Timothy Zahn's original Thrawn trilogy apart, I've read very few of the Star Wars tie-in novels. However, as the launch of Episode VII approaches, I've found myself taking another look at them, starting with those books most closely tied to the Thrawn saga. The first that I picked up was Outbound Flight, which dramatizes the titular event referenced in the Thrawn books--the attempt, led by Jedi Master Jorus C'baoth and backed by the government of the New Republic, to establish a colony outside the galaxy, which went awry in ways that factored into Zahn's earlier cycle.
As it happens, Outbound Flight runs to some 453 pages, which naturally reflects its having a complex plot tying together multiple threads. As is so often the case, this means that a certain amount of patience is expected on the part of the reader during some rather lengthy exposition. It may have demanded more than it should have, in fact. Much of the first third of the book or so is devoted to an intrigue on Borlak that fed into the main plot, but was in itself relatively minor. It seemed all the more marginal because its principal viewpoint characters were Obi-Wan and the young Anakin--who simply drop out of the story of Outbound Flight prior to its climax, rather than playing any role in the key events later in the tale.

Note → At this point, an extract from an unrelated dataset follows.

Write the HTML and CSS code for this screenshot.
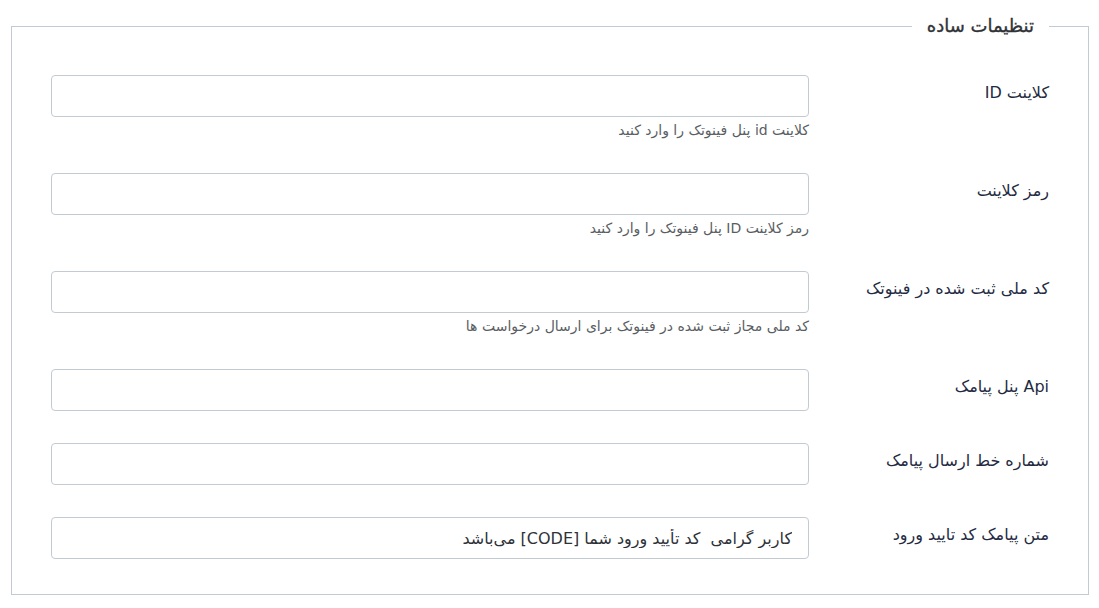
FILE: index.html
```html
<!DOCTYPE html>
<html lang="fa" dir="rtl">
<head>
<meta charset="utf-8">
<title>تنظیمات ساده</title>
<link rel="stylesheet" href="styles.css">
</head>
<body>
<div class="page">
  <fieldset class="box">
    <legend class="box-title">تنظیمات ساده</legend>

    <div class="row">
      <label class="row-label" for="f1">کلاینت ID</label>
      <div class="row-field">
        <input class="text-input" id="f1" type="text">
        <div class="help">کلاینت id پنل فینوتک را وارد کنید</div>
      </div>
    </div>

    <div class="row">
      <label class="row-label" for="f2">رمز کلاینت</label>
      <div class="row-field">
        <input class="text-input" id="f2" type="text">
        <div class="help">رمز کلاینت ID پنل فینوتک را وارد کنید</div>
      </div>
    </div>

    <div class="row">
      <label class="row-label" for="f3">کد ملی ثبت شده در فینوتک</label>
      <div class="row-field">
        <input class="text-input" id="f3" type="text">
        <div class="help">کد ملی مجاز ثبت شده در فینوتک برای ارسال درخواست ها</div>
      </div>
    </div>

    <div class="row">
      <label class="row-label" for="f4">Api پنل پیامک</label>
      <div class="row-field">
        <input class="text-input" id="f4" type="text">
      </div>
    </div>

    <div class="row">
      <label class="row-label" for="f5">شماره خط ارسال پیامک</label>
      <div class="row-field">
        <input class="text-input" id="f5" type="text">
      </div>
    </div>

    <div class="row">
      <label class="row-label" for="f6">متن پیامک کد تایید ورود</label>
      <div class="row-field">
        <input class="text-input" id="f6" type="text" value="کاربر گرامی  کد تأیید ورود شما [CODE] می‌باشد">
      </div>
    </div>
  </fieldset>
</div>
</body>
</html>
```
FILE: styles.css
```css
html, body {
  margin: 0;
  padding: 0;
  background: #ffffff;
}

body {
  font-family: "DejaVu Sans", "Noto Sans", sans-serif;
  color: #1f2b42;
}

.page {
  padding: 13px 10px 0 11px;
}

.box {
  margin: 0;
  border: 1px solid #c3cbd2;
  padding: 36px 39px 3px 39px;
  min-width: 0;
}

.box-title {
  padding: 0 15px;
  font-size: 18px;
  line-height: 26px;
  font-weight: normal;
  color: #2f3236;
  -webkit-text-stroke: 0.35px #2f3236;
}

.row {
  display: grid;
  grid-template-columns: 219px 1fr;
  column-gap: 21px;
  margin-bottom: 32px;
}

.row-label {
  font-size: 16px;
  line-height: 22px;
  padding-top: 7px;
  color: #1f2b42;
  text-align: right;
}

.row-field {
  display: flex;
  flex-direction: column;
}

.text-input {
  box-sizing: border-box;
  height: 42px;
  width: 100%;
  margin: 0;
  border: 1px solid #c3cbd2;
  border-radius: 4px;
  padding: 0 16px;
  font-family: "DejaVu Sans", "Noto Sans", sans-serif;
  font-size: 16px;
  color: #2e3238;
  background: #ffffff;
  direction: rtl;
  outline: none;
}

.help {
  margin-top: 3px;
  font-size: 14px;
  line-height: 21px;
  color: #5a5e63;
}
```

Still, when I got to those events they did justify that patience. Offering plenty of plot twists and action, they culminate in a multi-sided confrontation involving Darth Sidious' agents, Outbound Flight, the Chiss and a party of human smugglers caught in between (among all of whom there are still other, smaller divisions). In writing it Zahn pulls off the considerable feat of making this climax intricate, briskly paced and lucid all at the same time in a technical tour de force that far exceeds anything in the Thrawn trilogy. The book's presentation of the original C'baoth, and the future Admiral Thrawn as a young officer of the Chiss Ascendancy's Expansionary Defense Force, also have their interest, both within these events, and as background to the other books--their depictions lengthier and fuller than the Thrawn trilogy offered. All this helped to make the result a lot more satisfying than I expected, as both an elaboration of the Expanded Universe, and plain old pulp space opera.